= Jan Hartman (Nazi collaborator) =

Dutch fascist and Nazi collaborator during World War II

Jan Hartman (1887–1969) was a Dutch fascist and collaborator during World War II. After the war, he was active in far-right politics, and was one of the two founders of the Stichting Oud Politieke Delinquenten ("Foundation of Former Political Delinquents"; abbreviated SOPD), a right-wing organization founded by and for formerly jailed and convicted war criminals and collaborators.

==Biography==
===Until 1945===
Hartman was born in Beilen and as a young man spent time in Germany. In the 1930s he joined the NSB and worked in propaganda, and in 1941 he volunteered with the Waffen-SS and (like Paul van Tienen) saw action at the Eastern Front.

===After the war===
After the war Hartman was sentenced to ten years but was released early, in 1950, on probation. He founded the SOPD together with Jan Wolthuis in 1951. Hartman became the organization's secretary. The SOPD was the first and the largest of the collaboratist organizations in the country, "numbering perhaps a hundred former internees." In 1952 he and Wolthuis played a never fully explained part in the escape of seven convicted war criminals from the Koepelgevangenis in Breda, including Klaas Carel Faber.
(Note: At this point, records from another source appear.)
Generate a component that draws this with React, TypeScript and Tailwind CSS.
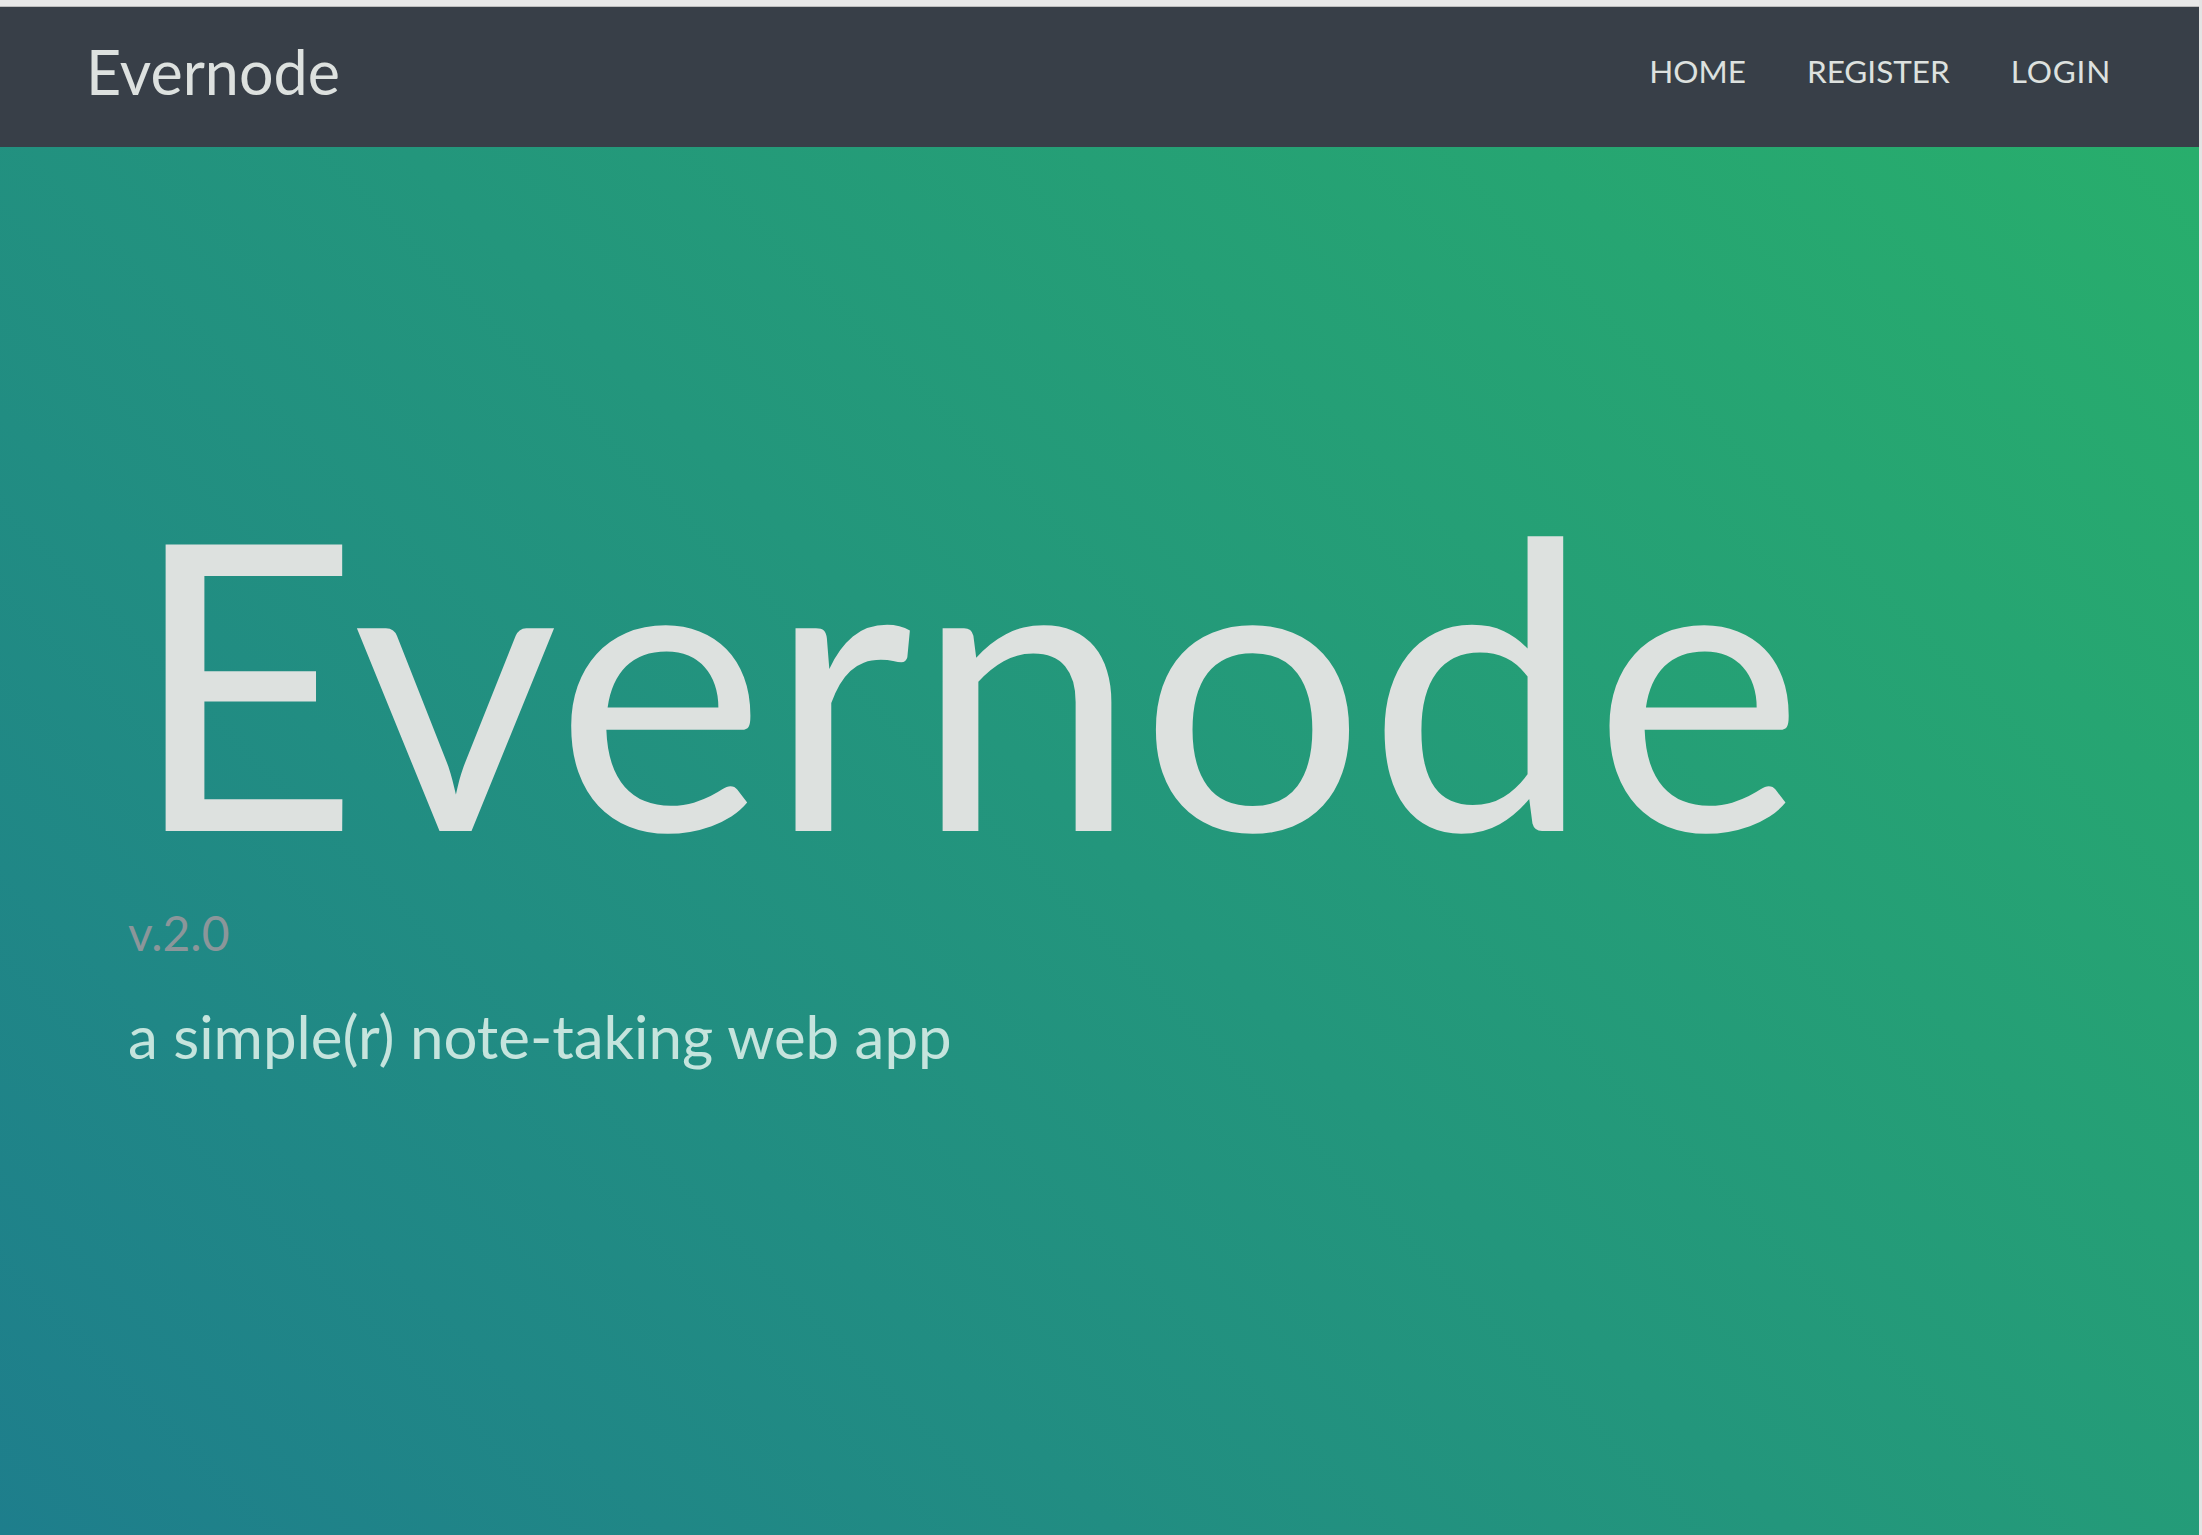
import React from "react";

export default function App() {
  return (
    <div className="flex h-[1535px] w-full overflow-hidden font-['Lato',sans-serif]">
      <div className="flex min-w-0 flex-1 flex-col">
        <div className="h-[7px] border-b border-[#bdbdbd] bg-[#e8e8e8]" />
        <nav className="flex h-[140px] items-center justify-between bg-[#383f48] pb-[10px] pl-[86px] pr-[88px] text-[#dde1df]">
          <a className="text-[61px] leading-[1.2]">Evernode</a>
          <ul className="flex items-center gap-[61px] text-[31.5px] leading-[1.2] uppercase">
            <li>Home</li>
            <li>Register</li>
            <li className="tracking-[0.8px]">Login</li>
          </ul>
        </nav>
        <main className="flex flex-1 flex-col bg-[linear-gradient(45deg,#1e7e8c,#28ae6c)] pl-[128px] pt-[329px]">
          <h1 className="pl-[1px] text-[400px] font-normal leading-none tracking-[1.5px] text-[#dde1df]">Evernode</h1>
          <p className="mt-[33px] text-[48px] leading-none text-[#8b969a]">v.2.0</p>
          <p className="mt-[49px] text-[60px] leading-none text-[#c5e4dd]">a simple(r) note-taking web app</p>
        </main>
      </div>
      <div className="w-[3px] bg-[#e4e4e4]" />
    </div>
  );
}
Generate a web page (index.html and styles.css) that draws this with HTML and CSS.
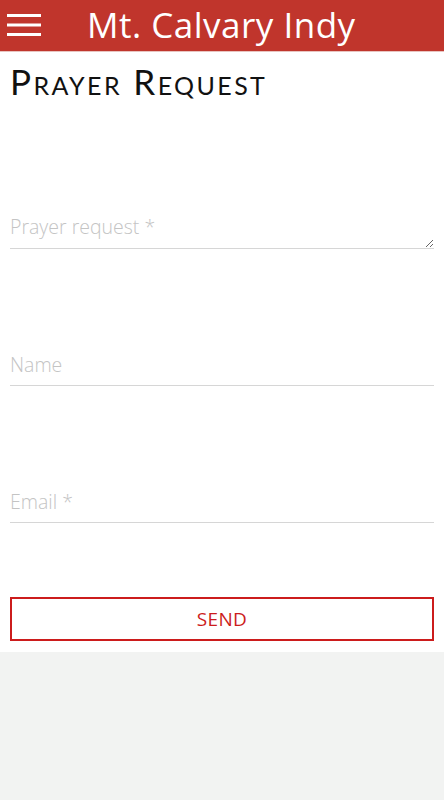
FILE: index.html
```html
<!DOCTYPE html>
<html lang="en">
<head>
<meta charset="utf-8">
<title>Prayer Request - Mt. Calvary Indy</title>
<link rel="stylesheet" href="styles.css">
</head>
<body>
<header class="topbar">
  <button class="menu-btn" aria-label="Menu">
    <svg width="34" height="22" viewBox="0 0 34 22"><rect x="0" y="0" width="34" height="3" fill="#fff"/><rect x="0" y="9.5" width="34" height="3" fill="#fff"/><rect x="0" y="19" width="34" height="3" fill="#fff"/></svg>
  </button>
  <h1 class="brand">Mt. Calvary Indy</h1>
</header>
<main class="page">
  <h2 class="page-title">Prayer Request</h2>
  <form class="form">
    <div class="field field-request"><textarea class="input textarea" placeholder="Prayer request *" rows="1"></textarea></div>
    <div class="field"><input class="input" type="text" placeholder="Name"></div>
    <div class="field"><input class="input" type="email" placeholder="Email *"></div>
    <button type="button" class="send">SEND</button>
  </form>
</main>
</body>
</html>
```
FILE: styles.css
```css
html, body { margin: 0; padding: 0; }
body { background: #f2f3f2; font-family: "Open Sans", "Liberation Sans", sans-serif; }
.topbar {
  height: 52px;
  background: #c0352c;
  display: flex;
  align-items: center;
  box-sizing: border-box;
  border-bottom: 1px solid #e8c4c0;
}
.menu-btn {
  background: none; border: 0; padding: 0;
  margin-left: 7px; width: 34px; height: 22px;
  display: flex; margin-top: -2px;
}
.brand {
  margin: -2px 0 0 46px;
  color: #fff;
  font-family: "Open Sans", sans-serif;
  font-weight: 400;
  font-size: 35px;
  letter-spacing: 0.5px;
  line-height: 1;
}
.page { background: #fff; padding: 9px 10px 11px 10px; }
.page-title {
  margin: 0;
  font-family: "Lato", sans-serif;
  font-variant: small-caps;
  font-weight: 400;
  font-size: 35px;
  letter-spacing: 2.4px;
  color: #111;
  line-height: 40px;
}
.form { display: flex; flex-direction: column; }
.field { border-bottom: 1.5px solid #d6d6d6; position: relative; }
.field-request { margin-top: 114px; }
.field + .field { margin-top: 104px; }
.input {
  display: block; width: 100%; box-sizing: border-box;
  border: 0; outline: none; background: transparent;
  font-family: "Open Sans", sans-serif; font-size: 19.5px; font-weight: 300;
  padding: 0 0 10px 0; height: 32px; color: #333;
}
.input::placeholder { color: #c4c4c4; }
.textarea { resize: vertical; height: 33px; padding: 0; line-height: 24px; overflow: hidden; }
.send {
  margin-top: 74px;
  height: 44px;
  border: 2px solid #cc1c1c;
  background: #fff;
  color: #cc1c1c;
  font-family: "Open Sans", sans-serif;
  font-size: 19px;
  letter-spacing: 0.3px;
}
```
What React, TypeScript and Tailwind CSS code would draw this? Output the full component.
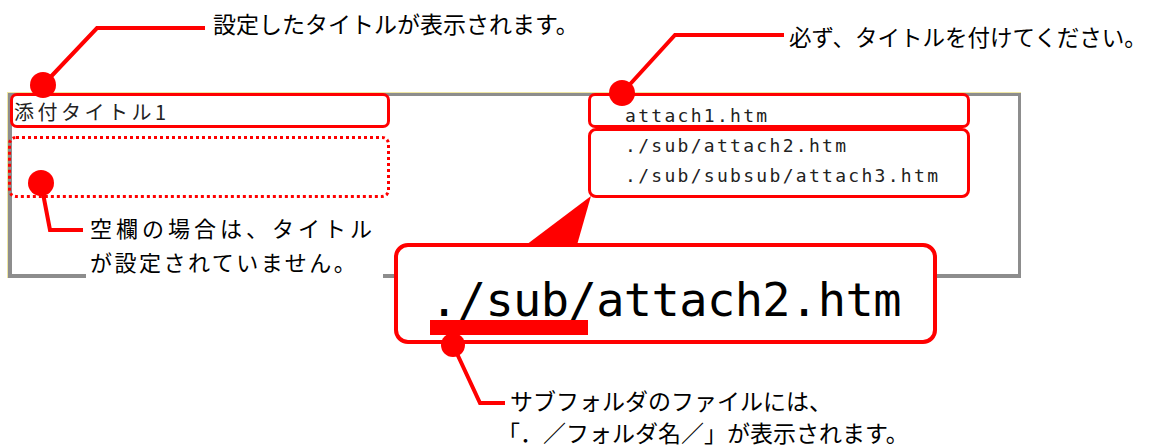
const red = "#ff0000"

export default function App() {
  return (
    <div className="relative w-[1150px] h-[448px] overflow-hidden bg-white text-black font-['Noto_Sans_CJK_JP',sans-serif]">
      {/* list panel */}
      <div className="ml-[7px] mt-[92px] w-[1014px] h-[186px] border-t border-l border-[#efe6a2]">
        <div className="h-full grid grid-cols-[611px_1fr] content-start pt-[5px] pl-[2px] border-t-[3px] border-l-[4px] border-r-[3px] border-b-[4px] border-[#8d8d8d]">
          <div className="text-[20px] leading-[22px] tracking-[3.5px] text-[#222]">添付タイトル1</div>
          <div className="font-['DejaVu_Sans_Mono',monospace] text-[18px] leading-[30px] tracking-[2.3px] text-[#222]">
            <div>attach1.htm</div>
            <div>./sub/attach2.htm</div>
            <div>./sub/subsub/attach3.htm</div>
          </div>
        </div>
      </div>

      {/* callout labels */}
      <div className="absolute left-[213px] top-[6px] text-[23px] leading-[34px] whitespace-nowrap">設定したタイトルが表示されます。</div>
      <div className="absolute left-[789px] top-[19px] text-[22.5px] leading-[34px] whitespace-nowrap">必ず、タイトルを付けてください。</div>
      <div className="absolute left-[86px] top-[210px] w-[297px] h-[70px] bg-white pl-[4px] text-[22px] leading-[34px] whitespace-nowrap">
        <div className="tracking-[4px]">空欄の場合は、タイトル</div>
        <div className="tracking-[2.5px]">が設定されていません。</div>
      </div>
      <div className="absolute left-[497px] top-[384px] text-[23px] leading-[32px] whitespace-nowrap">
        <div className="pl-[13px]">サブフォルダのファイルには、</div>
        <div>「．／フォルダ名／」が表示されます。</div>
      </div>

      {/* highlight frames */}
      <div className="absolute left-[10px] top-[93px] w-[380px] h-[35px] rounded-[7px] border-[3px] border-[#ff0000]" />
      <div className="absolute left-[8px] top-[136px] w-[382px] h-[62px] rounded-[8px] border-[3px] border-dotted border-[#ff0000]" />
      <div className="absolute left-[588px] top-[93px] w-[382px] h-[35px] rounded-[7px] border-[3px] border-[#ff0000]" />
      <div className="absolute left-[588px] top-[128px] w-[382px] h-[70px] rounded-[8px] border-[3px] border-[#ff0000]" />

      {/* zoomed path */}
      <div className="absolute left-[394px] top-[243px] w-[543px] h-[101px] rounded-[14px] border-4 border-[#ff0000] bg-white pt-[29px] pl-[32px] font-['DejaVu_Sans_Mono',monospace] text-[47px] leading-[47px] tracking-[-0.6px] whitespace-nowrap">
        ./sub/attach2.htm
      </div>

      <svg className="absolute inset-0 pointer-events-none" width="1150" height="448" viewBox="0 0 1150 448">
        <g fill="none" stroke={red} strokeWidth="4" strokeLinejoin="miter">
          <polyline points="205,28 97,28 43,85" />
          <polyline points="784,35 675,35 622,93" />
          <polyline points="41,183 50,230 83,230" />
          <polyline points="453,345 480,403 505,403" />
        </g>
        <g fill={red}>
          <circle cx="43" cy="85" r="13" />
          <circle cx="622" cy="93" r="13" />
          <circle cx="41" cy="183" r="13" />
          <polygon points="591,196 526,245 577,245" />
          <rect x="430" y="320" width="158" height="15" />
          <circle cx="453" cy="345" r="12" />
        </g>
      </svg>
    </div>
  )
}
From the mid-1950s on Hartman was particularly active in attempts to rehabilitate and provide for veterans of the Eastern Front. After his death in 1969, a Jan Hartman Foundation (Jan Hartman Stichting) was established; it claimed to be a charitable institution for former "political delinquents", offering various kinds of assistance including legal aid. An attempt to found a Jan Hartman House in the 1970s (as a kind of Bronbeek for Eastern Front volunteers) were unsuccessful.